For Harvard, this is a near-must-win game (1 p.m. kickoff, WHRB 95.3 FM, PBS). The Crimson is currently tied with Yale atop the Anceint Eight at 4-1. Three teams, Princeton, Brown and Cornell, lurk a game back at 3-2.

If Harvard and Yale (which is at Princeton) both win today, The Game in New Haven next weekend will be a winner-take-all title match. If Harvard wins today and Yale loses, the Crimson will be guaranteed at least a share of the Ivy crown, and could win it outright with a win over the Elis.

But a Harvard loss to the Quakers is much more problematic, making an outright title nearly impossible and a shared title far from a certainty. Harvard last shared the Ivy title in 1983 (with Penn), and won its only outright title in 1975.

The Quakers are led by the miraculous Chris Flynn, who made first team All-Ivy last year as a non-starter. Flynn has had a good but not great campaign in 1987, rushing for 511 yards and catching passes for 101 more.

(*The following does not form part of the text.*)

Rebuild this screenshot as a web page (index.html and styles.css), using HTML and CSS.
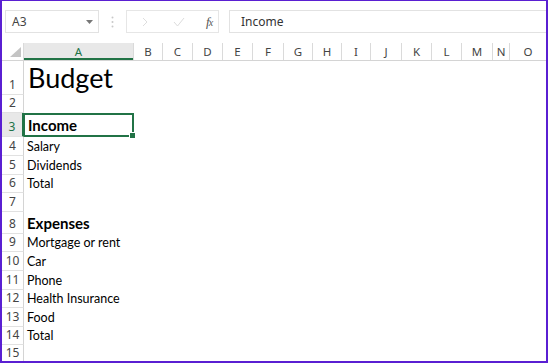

Complementing Flynn in the Quaker backfield--which averages over 200 yards a game on the ground--are Bryan Keys (486 yards rushing), Jim Bruni (288) and Mike Waller (272). The Penn passing attack is more shaky, with part-time starters John Keller and Malcolm Glover combining for less than 100 yards per game through the air. The Quaker QBs have thrown 14 interceptions and only four TDs.

The fact that Penn can run but not throw is good news for the Crimson defense, which has shut down the run very effectively this year, but had trouble against the aerial attack.

And Harvard's pass defense will be without safety Bryan Gescuk, who tore up his knee last week at Holy Cross. Back-up sophomore Jim Smith did play exceptionally well in Gescuk's place, picking off two passes.

Meanwhile, the Harvard offense should have the services of leading running back Tony Hinz, who missed the Crusader game with a shoulder injury. Wingback Bob Glatz, who also suffered a knee injury in Worcester, is listed as questionable and probably will not play.

Crimson QB Tom Yohe, who already has broken a half-dozen school records this year, will once again be the key to the Harvard offense. Yohe, a junior, suffered a tough day against Holy Cross--he was forced to air it out a record 52 times--but nonetheless his season totals (132-for-266, 1820 yards, 15 TDs) are mighty impressive.

Wide-out Brian Barringer, Harvard's leading receiver all season, snagged 11 passes last weekend and is now in striking distance of the single-season receptions record, held by Pat McInally '75. Tight end Kent Lucas will be another key target.